* Record extracts *
^^^^^^^^^^^^^^^^
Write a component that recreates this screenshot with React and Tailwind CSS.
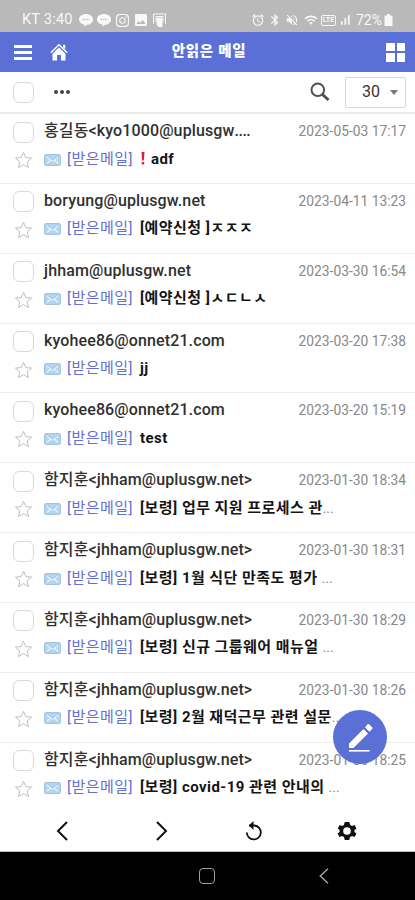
import React from "react";
import { MdAlarm, MdBluetooth, MdVolumeOff, MdWifi, MdImage, MdSignalCellularAlt } from "react-icons/md";
import { FaInstagram } from "react-icons/fa";

const mails = [
  { from: "홍길동<kyo1000@uplusgw", cut: true, date: "2023-05-03 17:17", subject: "adf", urgent: true },
  { from: "boryung@uplusgw.net", date: "2023-04-11 13:23", subject: "[예약신청 ]ㅈㅈㅈ" },
  { from: "jhham@uplusgw.net", date: "2023-03-30 16:54", subject: "[예약신청 ]ㅅㄷㄴㅅ" },
  { from: "kyohee86@onnet21.com", date: "2023-03-20 17:38", subject: "jj" },
  { from: "kyohee86@onnet21.com", date: "2023-03-20 15:19", subject: "test" },
  { from: "함지훈<jhham@uplusgw.net>", date: "2023-01-30 18:34", subject: "[보령] 업무 지원 프로세스 관", more: true },
  { from: "함지훈<jhham@uplusgw.net>", date: "2023-01-30 18:31", subject: "[보령] 1월 식단 만족도 평가 ", more: true },
  { from: "함지훈<jhham@uplusgw.net>", date: "2023-01-30 18:29", subject: "[보령] 신규 그룹웨어 매뉴얼 ", more: true },
  { from: "함지훈<jhham@uplusgw.net>", date: "2023-01-30 18:26", subject: "[보령] 2월 재덕근무 관련 설문", more: true },
  { from: "함지훈<jhham@uplusgw.net>", date: "2023-01-30 18:25", subject: "[보령] covid-19 관련 안내의 ", more: true },
];

function Checkbox() {
  return <span className="block h-[21px] w-[21px] shrink-0 rounded-[6px] border border-[#d9d9d9] bg-white" />;
}

function Star() {
  return (
    <svg className="h-[18px] w-[19px] shrink-0" viewBox="0 0 19 18" fill="none" stroke="#bfbfbf" strokeWidth="1">
      <path d="M9.5 1.300l2.300 5.300 5.800.5-4.400 3.800 1.300 5.700-5-3-5 3 1.300-5.700L1.400 7.100l5.800-.5z" />
    </svg>
  );
}

function Envelope() {
  return (
    <svg className="h-[12px] w-[17px] shrink-0" viewBox="0 0 17 13" preserveAspectRatio="none" fill="none">
      <rect x="0.6" y="0.6" width="15.8" height="11.8" rx="1.5" fill="#b4d5f0" stroke="#9dc0df" />
      <path d="M3 3.200l5.500 4.500L14 3.200M3 10.200l3.700-3.700M14 10.200l-3.700-3.700" stroke="#e9f5ff" strokeWidth="1.2" />
      <path d="M3.500 2.400l5 4.100 5-4.100" stroke="#8db4d6" strokeWidth=".6" />
    </svg>
  );
}

function MailRow({ mail }) {
  return (
    <li className="h-[69.85px] border-b border-[#eeeeee] pl-[13px] pr-[9px] pt-[6px]">
      <div className="flex h-[22px] items-center">
        <span className="mt-[2px]"><Checkbox /></span>
        <span className="ml-[10px] whitespace-pre text-[16px] font-medium leading-[22px] tracking-[0.12px] text-[#303030]">
          {mail.from}
          {mail.cut && <span className="tracking-[-0.5px]">....</span>}
        </span>
        <span className="ml-auto whitespace-pre text-[13.8px] leading-[22px] text-[#888888]">{mail.date}</span>
      </div>
      <div className="mt-[5px] flex h-[23px] items-center">
        <span className="ml-[1px] mt-[3px]"><Star /></span>
        <span className="ml-[11px] mt-[2px]"><Envelope /></span>
        <span className="ml-[6px] w-[67px] whitespace-pre text-[15px] leading-[22px] tracking-[0.45px] text-[#6270cf]">[받은메일]</span>
        {mail.urgent && (
          <svg className="ml-[7px] h-[13px] w-[4px]" viewBox="0 0 4 13" fill="#e51b2b">
            <path d="M.5 0h3L2.800 8.500H1.200zM.8 10h2.400v2.500H.8z" />
          </svg>
        )}
        <span className="ml-[6px] whitespace-pre text-[15px] font-bold leading-[22px] tracking-[0.45px] text-[#151515]">{mail.subject}</span>
        {mail.more && <span className="text-[14px] leading-[22px] text-[#888888]">...</span>}
      </div>
    </li>
  );
}

function StatusBar() {
  return (
    <div className="flex h-8 items-center bg-[#b9b9b9] pl-[22px] pr-[22px] pt-[8px] text-[14.5px] text-[#f8f8f8]">
      <span className="w-[53px] whitespace-pre tracking-[0.25px]">KT 3:40</span>
      <svg className="ml-[4px] h-[14px] w-[33px]" viewBox="0 0 33 14" fill="#f8f8f8">
        <path d="M7 1c4 0 7 2.300 7 5.400s-3 5.400-6 5.400L5 13.500l.3-2C2 11 0 9 0 6.400 0 3.300 3 1 7 1z" />
        <path d="M25 1c4 0 7 2.300 7 5.400s-3 5.400-6 5.400l-3 1.700.3-2c-3.300-.5-5.300-2.500-5.300-5.100C18 3.300 21 1 25 1z" />
        <path d="M3.500 6.500h7M21.500 6.500h7" stroke="#c4c4c4" strokeWidth="1.500" strokeDasharray="1.500 .8" />
      </svg>
      <FaInstagram className="ml-[3px] h-[15px] w-[15px]" />
      <MdImage className="ml-[3px] h-[16px] w-[16px]" />
      <svg className="ml-[3px] h-[15px] w-[15px]" viewBox="0 0 15 15" fill="none" stroke="#f8f8f8">
        <path d="M1.500 11V1h12v10M4 9V3.500h7V9" />
        <path d="M5 5h5v8.500H6.500L5 11z" fill="#f8f8f8" />
      </svg>
      <MdAlarm className="ml-auto h-[14px] w-[14px]" />
      <MdBluetooth className="ml-[3px] h-[14px] w-[14px]" />
      <MdVolumeOff className="ml-[3px] h-[14px] w-[14px]" />
      <MdWifi className="ml-[5px] h-[14px] w-[14px]" />
      <span className="ml-[3px] flex h-[11px] w-[15px] items-center justify-center rounded-[2px] border border-[#f8f8f8] text-[7px] font-bold leading-none">LTE</span>
      <MdSignalCellularAlt className="ml-[2px] h-[14px] w-[14px]" />
      <span className="ml-[4px] text-[14px]">72%</span>
      <svg className="ml-[2px] h-[12px] w-[9px]" viewBox="0 0 8 12" fill="#f8f8f8"><path d="M2.500 0h3v1.500H8V12H0V1.500h2.500z" /></svg>
    </div>
  );
}

function Header() {
  return (
    <header className="grid h-10 grid-cols-[1fr_auto_1fr] items-center bg-[#5a70d6] pl-[13px] pr-[10px]">
      <div className="flex items-center pl-px">
        <div className="flex w-[18px] flex-col gap-[3px]">
          <span className="h-[3px] bg-white" />
          <span className="h-[3px] bg-white" />
          <span className="h-[3px] bg-white" />
        </div>
        <svg className="ml-[18px] h-[18px] w-[18px]" viewBox="0 0 18 18" fill="white">
          <path d="M9 4.600L15.500 10.700V17.500H11V12H7v5.500H2.500v-6.800z" />
          <path d="M.8 9.800L9 1.800l8.200 8" fill="none" stroke="white" strokeWidth="1.500" />
          <path d="M13 1.800h2.200v4.500L13 4.200z" />
        </svg>
      </div>
      <h1 className="whitespace-pre text-[14.5px] font-black leading-5 tracking-[0.7px] text-white">안읽은 메일</h1>
      <div className="grid w-[19px] grid-cols-2 gap-[2px] justify-self-end">
        <span className="h-[8.5px] bg-white" />
        <span className="h-[8.5px] bg-white" />
        <span className="h-[8.5px] bg-white" />
        <span className="h-[8.5px] bg-white" />
      </div>
    </header>
  );
}

function Toolbar() {
  return (
    <div className="flex h-[42px] items-center border-b-2 border-[#e9e9e9] pl-[13px] pr-[9px]">
      <Checkbox />
      <div className="ml-[20px] flex gap-[2px]">
        <span className="h-[4px] w-[4px] rounded-full bg-[#444]" />
        <span className="h-[4px] w-[4px] rounded-full bg-[#444]" />
        <span className="h-[4px] w-[4px] rounded-full bg-[#444]" />
      </div>
      <svg className="ml-auto h-[20px] w-[20px]" viewBox="0 0 20 20" fill="none" stroke="#505050">
        <circle cx="7.800" cy="7.800" r="6.300" strokeWidth="2" />
        <path d="M12.500 12.500l6 5.500" strokeWidth="3" />
      </svg>
      <div className="ml-[15px] flex h-[31px] w-[61px] items-center rounded-[2px] border border-[#d8d8d8] pl-[16px]">
        <span className="text-[16px] text-[#333]">30</span>
        <span className="ml-[10px] h-0 w-0 border-x-[4.5px] border-t-[5px] border-x-transparent border-t-[#777]" />
      </div>
    </div>
  );
}

function BottomBar() {
  return (
    <div className="grid h-[41px] grid-cols-[124px_75px_110px_76px] items-center justify-items-center border-b border-[#bbb] bg-white">
      <svg className="h-[20px] w-[12px]" viewBox="0 0 12 20" fill="none" stroke="#111" strokeWidth="2"><path d="M11 1L2 10l9 9" /></svg>
      <svg className="h-[20px] w-[12px]" viewBox="0 0 12 20" fill="none" stroke="#111" strokeWidth="2"><path d="M1 1l9 9-9 9" /></svg>
      <svg className="h-[20px] w-[18px]" viewBox="0 0 18 20" fill="none" stroke="#111" strokeWidth="1.8">
        <path d="M4 4.500h5.500a7 7 0 1 1-7.700 7" />
        <path d="M8.500 0v9L3.800 4.500z" fill="#111" stroke="none" />
      </svg>
      <svg className="h-[24px] w-[24px]" viewBox="0 0 24 24" fill="#111">
        <path fillRule="evenodd" d="M19.400 13c.1-.7.1-1.300 0-2l2.100-1.600-2-3.500-2.500 1a7 7 0 0 0-1.700-1L14.200 3H9.800l-.9 2.900a7 7 0 0 0-1.700 1l-2.500-1-2 3.500L4.600 11c-.1.700-.1 1.300 0 2l-2.100 1.600 2 3.500 2.500-1a7 7 0 0 0 1.900 1l.9 2.900h4.400l.9-2.900a7 7 0 0 0 1.900-1l2.500 1 2-3.500zM12 15.800a3.800 3.800 0 1 1 0-7.600 3.800 3.800 0 0 1 0 7.600z" />
      </svg>
    </div>
  );
}

function SystemNav() {
  return (
    <div className="flex h-12 items-center bg-black pl-[199px]">
      <span className="h-[16px] w-[16px] rounded-[4px] border-[1.5px] border-[#a0a0a0]" />
      <svg className="ml-[104px] h-[16px] w-[10px]" viewBox="0 0 10 16" fill="none" stroke="#a0a0a0" strokeWidth="1.5"><path d="M9 .7L1.300 8 9 15.300" /></svg>
    </div>
  );
}

export default function App() {
  return (
    <main className="relative flex h-[900px] w-[415px] flex-col overflow-hidden bg-white font-[Roboto,'Noto_Sans_CJK_KR',sans-serif]">
      <StatusBar />
      <Header />
      <Toolbar />
      <ul className="h-[697px] shrink-0">
        {mails.map((mail, i) => <MailRow key={i} mail={mail} />)}
      </ul>
      <BottomBar />
      <SystemNav />
      <button className="absolute left-[333px] top-[710px] flex h-[54px] w-[54px] items-center justify-center rounded-full bg-[#5a70d6]">
        <svg className="h-[29px] w-[25px]" viewBox="0 0 25 29" fill="white">
          <path d="M1 20.500L15.500 6l4.500 4.500L5.500 25H1zM17 4.500l2.300-3c.6-.7 1.200-.7 1.800-.2l3 3c.6.600.6 1.200 0 1.800L21.500 8.700z" />
          <path d="M1 27h20.500v1.600H1z" />
        </svg>
      </button>
    </main>
  );
}
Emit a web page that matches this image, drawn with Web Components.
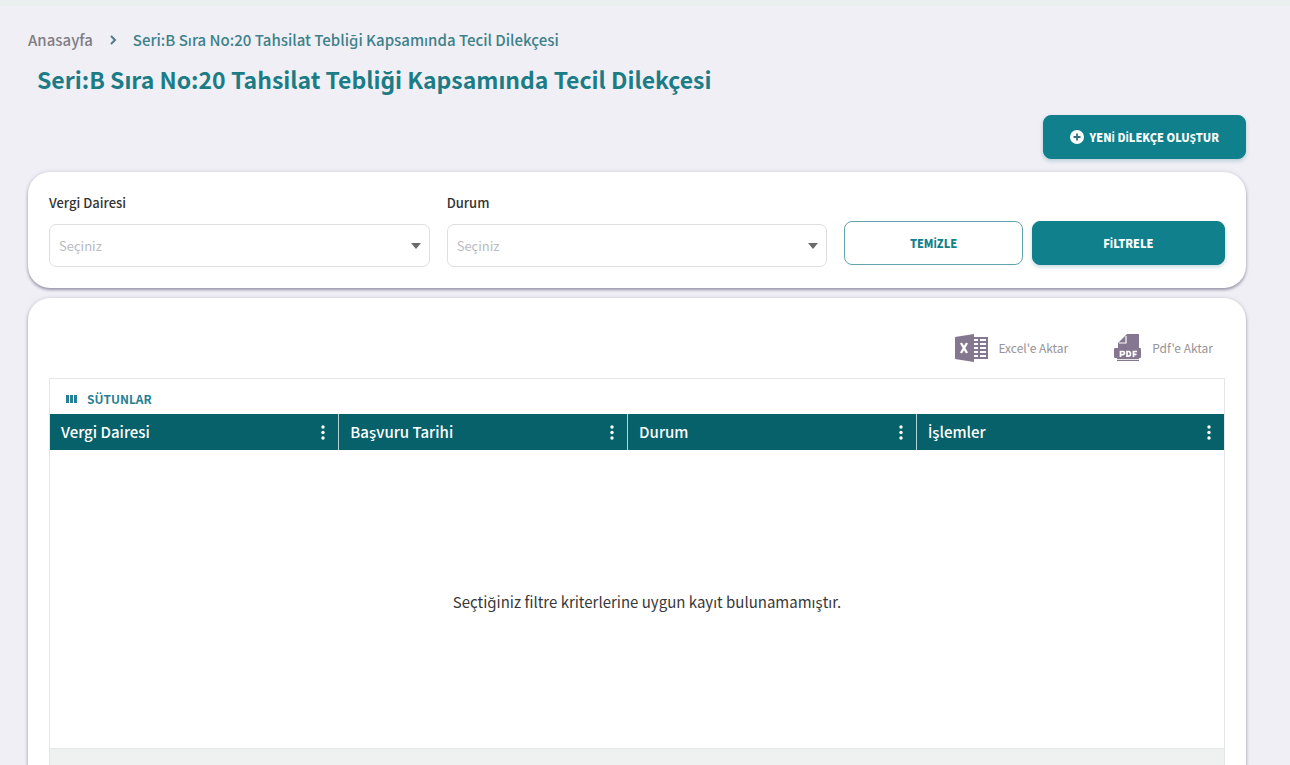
^^^^^^^^^^^^^^^^
* Task prompt *
Extract all lines of the records above that include "this".

* Full output *
Write a component that recreates this screenshot with React and Tailwind CSS.
Emit a web page that matches this image, drawn with Web Components.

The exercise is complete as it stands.